Unfortunately this wall was accidentally demolished in 2018. The hole in the wall is where the water wheel was fixed, giving power first of all to the mill, and later to the smiddy. The water wheel itself was removed in the 1940s. There were mills here for centuries, and it was in fact those mills which first gave Dundee an interest in the Fife side of the water, forging a strong link between the two places.
In the sixteenth and seventeenth centuries the Dundee corn mills could not cope with all the corn which the town was importing to feed its growing population. The magistrates therefore leased the mills at Seamills, on the Dundee Waterside, as the south bank of the Tay was then commonly known.
The Guildry development
To meet the needs of the increased traffic between the two places, the Dundee Guildry in 1713 bought
six acres of land around the Seamills from St.
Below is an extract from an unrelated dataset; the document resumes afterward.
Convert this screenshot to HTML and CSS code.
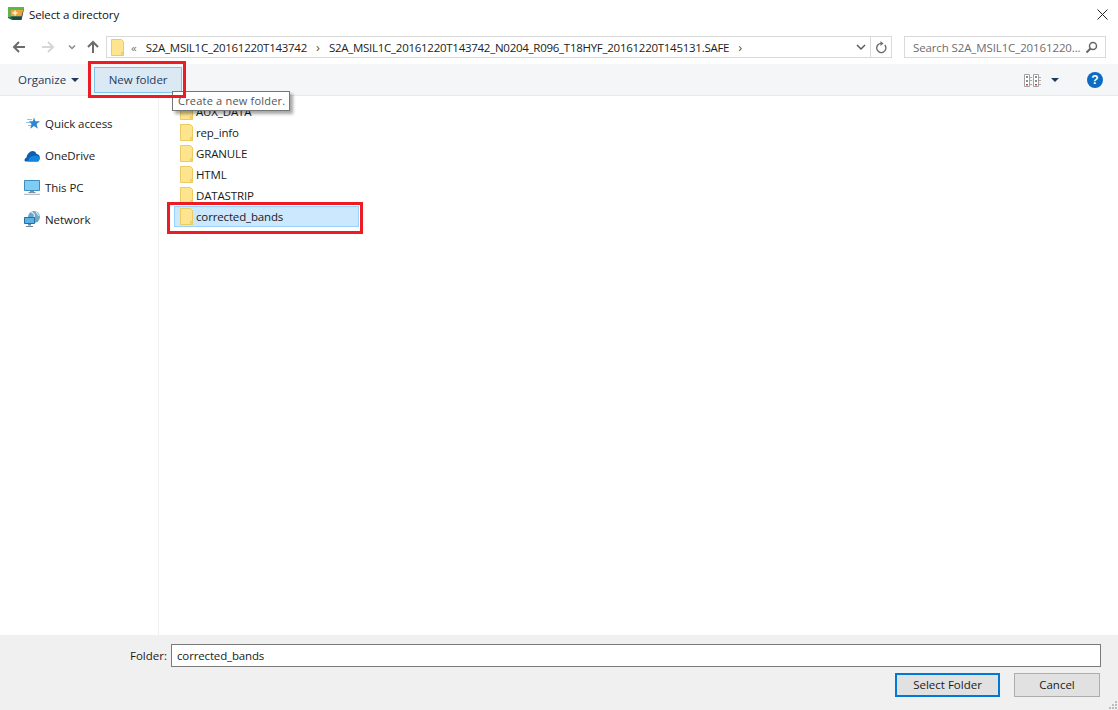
FILE: index.html
```html
<!DOCTYPE html>
<html lang="en">
<head>
<meta charset="utf-8">
<title>Select a directory</title>
<link rel="stylesheet" href="styles.css">
</head>
<body>
<svg class="defs" width="0" height="0" aria-hidden="true">
  <symbol id="folder" viewBox="0 0 13 17">
    <path d="M.5.5h10l2 2v14H.5z" fill="#fde58f" stroke="#eccb62"/>
    <path d="M10.5 13.5h2v3h-2z" fill="#f6d778" stroke="#eccb62"/>
  </symbol>
</svg>
<div class="dialog">
  <header class="titlebar">
    <svg class="app-icon" width="16" height="15" viewBox="0 0 16 15"><path d="M0 0h16l-3 13H4l-4-2z" fill="#1c6f63"/><path d="M0 0h16l-.500 2.500H2.500V10H0z" fill="#58b947"/><path d="M2.500 2.500h13l-2 7h-11z" fill="#eda53a"/><path d="M3 9.500h10.500l-1 3.500H5z" fill="#134f4f"/><path d="M12.500 13l3-10.500.500-.500-2.500 11z" fill="#333"/><path d="M4.500 6h5M7 3.500v5" stroke="#fff3d0" stroke-width="1.500"/></svg>
    <span class="title">Select a directory</span>
    <svg class="close" width="11" height="11" viewBox="0 0 11 11"><path d="M.5.5l10 10M10.500.5l-10 10" stroke="#222" fill="none"/></svg>
  </header>

  <nav class="navbar">
    <svg class="nav-icon" width="14" height="14" viewBox="0 0 14 14"><path d="M13 7H2M7 2L2 7l5 5" fill="none" stroke="#6b6b6b" stroke-width="2"/></svg>
    <svg class="nav-icon" width="14" height="14" viewBox="0 0 14 14"><path d="M1 7h11M7 2l5 5-5 5" fill="none" stroke="#d6d6d6" stroke-width="2"/></svg>
    <svg class="nav-drop" width="8" height="6" viewBox="0 0 8 6"><path d="M1 1.500l3 3 3-3" fill="none" stroke="#8a8a8a" stroke-width="1.500"/></svg>
    <svg class="nav-icon" width="14" height="14" viewBox="0 0 14 14"><path d="M7 13V2M2 7l5-5 5 5" fill="none" stroke="#6b6b6b" stroke-width="2"/></svg>
    <div class="address">
      <svg class="addr-folder" width="13" height="17"><use href="#folder"/></svg>
      <span class="crumb-more">«</span>
      <span class="crumb">S2A_MSIL1C_20161220T143742</span>
      <span class="sep">›</span>
      <span class="crumb">S2A_MSIL1C_20161220T143742_N0204_R096_T18HYF_20161220T145131.SAFE</span>
      <span class="sep">›</span>
      <span class="addr-spacer"></span>
      <svg width="10" height="7" viewBox="0 0 10 7"><path d="M1 1l4 4 4-4" fill="none" stroke="#5a5a5a" stroke-width="1.500"/></svg>
      <span class="addr-refresh">
        <svg width="12" height="13" viewBox="0 0 12 13"><path d="M9.800 4A4.600 4.600 0 1 1 6.500 2.400" fill="none" stroke="#6e6e6e" stroke-width="1.400"/><path d="M5.500 0v5l3-2.500z" fill="#6e6e6e"/></svg>
      </span>
    </div>
    <div class="search">
      <span class="search-text">Search S2A_MSIL1C_20161220...</span>
      <svg width="13" height="13" viewBox="0 0 13 13"><circle cx="8" cy="5" r="3.500" fill="none" stroke="#666" stroke-width="1.500"/><path d="M5.500 7.500L1.500 11.500" stroke="#666" stroke-width="2"/></svg>
    </div>
  </nav>

  <div class="toolbar">
    <span class="organize">Organize<i class="caret"></i></span>
    <span class="new-folder">New folder</span>
    <span class="toolbar-spacer"></span>
    <svg class="views" width="18" height="13" viewBox="0 0 18 13">
      <path d="M.5.500h5v12h-5zM9.500.500h5v12h-5z" fill="#fff" stroke="#a2a2a2"/>
      <path d="M2 2h2v2H2zM2 6h2v2H2zM11 2h2v2h-2zM11 6h2v2h-2z" fill="#8c8c8c"/>
      <path d="M2 10h2v1.500H2zM11 10h2v1.500h-2z" fill="#b5504f"/>
      <path d="M6 3h2v1H6zM6 6h2v1H6zM6 10h2v1H6zM15 3h2v1h-2zM15 6h2v1h-2zM15 10h2v1h-2z" fill="#a8a8a8"/>
    </svg>
    <i class="caret views-caret"></i>
    <span class="help">?</span>
  </div>

  <main class="body">
    <aside class="sidebar">
      <div class="side-item">
        <svg width="16" height="15" viewBox="0 0 16 15"><path d="M10 1.500l1.400 3.800H16l-3.400 2.800 1.200 4.600-3.800-2.700-3.800 2.700 1.300-4.600L5 5.300h3.800z" fill="#2d86cf"/><path d="M3 3.500h5M2 6.500h4M4 9.500h3" stroke="#8cc6ee"/></svg>
        <span>Quick access</span>
      </div>
      <div class="side-item">
        <svg width="16" height="15" viewBox="0 0 16 15"><path d="M1 13.500C0 12 .6 10 2.500 9.500 3 6 6 3 8.500 3c2 0 3.500 1.200 4 3 1.800 0 3.300 1.500 3.300 3.500 0 2-1 4-2.300 4z" fill="#0b5fb0"/><path d="M4 13.500c0-3 2-5 4.500-5.500 2.500-.5 5-.5 7 1 .5 2-.5 4.500-2 4.500z" fill="#1584dc"/></svg>
        <span>OneDrive</span>
      </div>
      <div class="side-item">
        <svg width="16" height="15" viewBox="0 0 16 15"><path d="M.5.500h15v10H.500z" fill="#7fcdf2" stroke="#3a8fc0"/><path d="M6 11h4v1.500H6z" fill="#6f95ad"/><path d="M4.500 12.500h7" stroke="#7d8f9b"/><path d="M0 14.500h16" stroke="#b6bec4" stroke-width="1.500"/></svg>
        <span>This PC</span>
      </div>
      <div class="side-item">
        <svg width="16" height="16" viewBox="0 0 16 16"><circle cx="10" cy="6" r="6" fill="#6ea6c9"/><path d="M7 .800c2 1.200 4 2 3.500 4.200C10 7 8 7 8.500 9M12 1l3 4" fill="none" stroke="#d8ebf6" stroke-width="1.200"/><path d="M.5 6.500h10v6h-10z" fill="#5cb2e6" stroke="#236f9e"/><path d="M4 13h3v1.500H4zM2 15h7v1H2z" fill="#6a8798"/></svg>
        <span>Network</span>
      </div>
    </aside>
    <section class="files">
      <div class="file"><svg width="13" height="17"><use href="#folder"/></svg><span>AUX_DATA</span></div>
      <div class="file"><svg width="13" height="17"><use href="#folder"/></svg><span>rep_info</span></div>
      <div class="file"><svg width="13" height="17"><use href="#folder"/></svg><span>GRANULE</span></div>
      <div class="file"><svg width="13" height="17"><use href="#folder"/></svg><span>HTML</span></div>
      <div class="file"><svg width="13" height="17"><use href="#folder"/></svg><span>DATASTRIP</span></div>
      <div class="file selected"><svg width="13" height="17"><use href="#folder"/></svg><span>corrected_bands</span></div>
    </section>
  </main>

  <footer class="footer">
    <div class="folder-row">
      <label class="folder-label" for="folder-name">Folder:</label>
      <input class="folder-input" id="folder-name" value="corrected_bands">
    </div>
    <div class="buttons">
      <button class="btn primary">Select Folder</button>
      <button class="btn">Cancel</button>
    </div>
    <svg class="grip" width="9" height="9" viewBox="0 0 9 9"><path d="M6 0h2v2H6zM3 3h2v2H3zM6 3h2v2H6zM0 6h2v2H0zM3 6h2v2H3zM6 6h2v2H6z" fill="#bdbdbd"/></svg>
  </footer>

  <div class="tooltip">Create a new folder.</div>
  <div class="mark mark-button"></div>
  <div class="mark mark-row"></div>
</div>
</body>
</html>
```
FILE: styles.css
```css
* { box-sizing: border-box; }
html, body { margin: 0; height: 100%; }
body {
  font-family: "Open Sans", "Noto Sans", "Liberation Sans", sans-serif;
  font-size: 11.500px;
  color: #1a1a1a;
  background: #fff;
  overflow: hidden;
}
.defs { position: absolute; }
svg { flex: none; display: block; }
.dialog {
  position: relative;
  width: 1118px;
  height: 710px;
  display: flex;
  flex-direction: column;
}
.titlebar {
  height: 30px;
  flex: none;
  display: flex;
  align-items: center;
  padding: 0 10px 1px 8px;
  gap: 5px;
}
.title { flex: 1; color: #111; letter-spacing: -.12px; }
.navbar {
  height: 34px;
  flex: none;
  display: flex;
  align-items: center;
  padding: 0 12px;
}
.nav-icon + .nav-icon { margin-left: 15px; }
.nav-drop { margin: 0 10px 0 13px; }
.address {
  margin-left: 6px;
  width: 786px;
  height: 22px;
  border: 1px solid #d9d9d9;
  display: flex;
  align-items: center;
  padding-left: 4px;
}
.addr-folder { margin-right: 7px; }
.crumb-more { color: #777; margin-right: 9px; }
.crumb { color: #222; letter-spacing: -.27px; }
.sep { color: #555; font-size: 13px; margin: 0 9px; }
.addr-spacer { flex: 1; }
.addr-refresh {
  margin-left: 4px;
  width: 21px;
  height: 20px;
  border-left: 1px solid #d9d9d9;
  display: flex;
  align-items: center;
  justify-content: center;
}
.search {
  margin-left: 12px;
  width: 202px;
  height: 22px;
  border: 1px solid #d9d9d9;
  display: flex;
  align-items: center;
  justify-content: space-between;
  padding: 0 7px 0 8px;
  color: #6d6d6d;
}
.search-text { letter-spacing: -.12px; white-space: nowrap; }
.toolbar {
  height: 32px;
  flex: none;
  display: flex;
  align-items: center;
  background: #f5f6f7;
  border-bottom: 1px solid #e8e9ea;
  padding: 0 15px 0 18px;
}
.organize { color: #1e3a5c; display: flex; align-items: center; }
.caret {
  display: block;
  width: 0;
  height: 0;
  margin-left: 5px;
  border: 4px solid transparent;
  border-top: 4px solid #1e3a5c;
  border-bottom: 0;
}
.new-folder {
  margin-left: 15px;
  width: 88px;
  height: 26px;
  display: flex;
  align-items: center;
  justify-content: center;
  background: #dbe9f4;
  border: 1px solid #7fc4ea;
  color: #1e3a5c;
}
.toolbar-spacer { flex: 1; }
.views-caret { margin: 0 0 0 9px; }
.views { margin-top: 1px; }
.help {
  margin-left: 28px;
  width: 16px;
  height: 16px;
  border-radius: 50%;
  background: #0a6cc4;
  color: #fff;
  font: bold 12px/16px "Liberation Sans", sans-serif;
  text-align: center;
}
.body { flex: 1; display: flex; min-height: 0; }
.sidebar {
  width: 159px;
  flex: none;
  border-right: 1px solid #f0f0f0;
  padding: 16px 0 0 24px;
  display: flex;
  flex-direction: column;
  gap: 10px;
}
.side-item {
  height: 22px;
  display: flex;
  align-items: center;
  gap: 5px;
  letter-spacing: -.06px;
}
.files {
  flex: 1;
  padding: 5px 0 0 15px;
  display: flex;
  flex-direction: column;
}
.file {
  width: 185px;
  height: 21px;
  display: flex;
  align-items: center;
  gap: 3px;
  padding-left: 5px;
  border: 1px solid transparent;
}
.file span { letter-spacing: -.15px; }
.selected { background: #cce8ff; border-color: #99d1ff; }
.footer {
  position: relative;
  flex: none;
  height: 75px;
  background: #f0f0f0;
  padding: 9px 17px 0 0;
  display: flex;
  flex-direction: column;
}
.folder-row { display: flex; align-items: center; }
.folder-label { margin-left: 130px; width: 41px; }
.folder-input {
  flex: 1;
  height: 23px;
  border: 1px solid #7a7a7a;
  background: #fff;
  padding: 0 5px;
  font: inherit;
  letter-spacing: -.15px;
  color: #1a1a1a;
  outline: none;
}
.buttons {
  margin-top: 6px;
  padding-right: 1px;
  display: flex;
  justify-content: flex-end;
  gap: 14px;
}
.btn {
  width: 86px;
  height: 24px;
  background: #e1e1e1;
  border: 1px solid #adadad;
  font: inherit;
  color: #1a1a1a;
  padding: 0 0 2px;
}
.primary { width: 105px; border: 2px solid #0078d7; }
.grip { position: absolute; right: 0; bottom: 0; }
.tooltip {
  position: absolute;
  left: 172px;
  top: 91px;
  width: 118px;
  height: 20px;
  background: #fff;
  border: 1px solid #767676;
  box-shadow: 3px 3px 3px rgba(0, 0, 0, .35);
  color: #555;
  font-size: 11px;
  letter-spacing: .2px;
  line-height: 18px;
  padding-left: 5px;
  white-space: nowrap;
}
.mark { position: absolute; border: 3px solid #ed1c24; }
.mark-button { left: 88px; top: 61px; width: 98px; height: 37px; }
.mark-row { left: 167px; top: 202px; width: 196px; height: 32px; }
```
Fort (Sandford) and Inverdovat Estates. A new pier was built down below the old granary which stood above the shore directly opposite the bottom of Cupar Road. All that remains in 2020 of the old pier are a few wooden stumps in the water, only visible at low tide. The Dundee Guildry also organised a more regular ferry service, and a house was built for the tacksman, or tenant, to be used as an inn and for horse-hiring. This public house went by the name of St David’s , and stood on the ground where Trinity Church would later be built.
A new name
At this time of increased activity, the area around the Seamills began to be known as New Dundee, then Newport-Dundee and finally Newport. On Ainslie’s map of 1775 for example, the name Newport-Dundee appears, but by the start of the nineteenth century the present day version appears to have been adopted.
The End of the Venture
The Dundee Guildry hoped for much development in the area and expected that a flourishing new town on the Fife side would be an excellent outlet for Dundee merchants and traders. Unfortunately for the Guildry however the venture was a commercial failure, and by the 1770s, the Guildry was therefore relieved to sell the land and properties back to the original owners, St. Fort and Inverdovat estates. This marked the end of Dundee’s attempt to develop the area. However the legacy of Dundee’s involvement in this side of the river was the new pier, the new inn and of course the new name!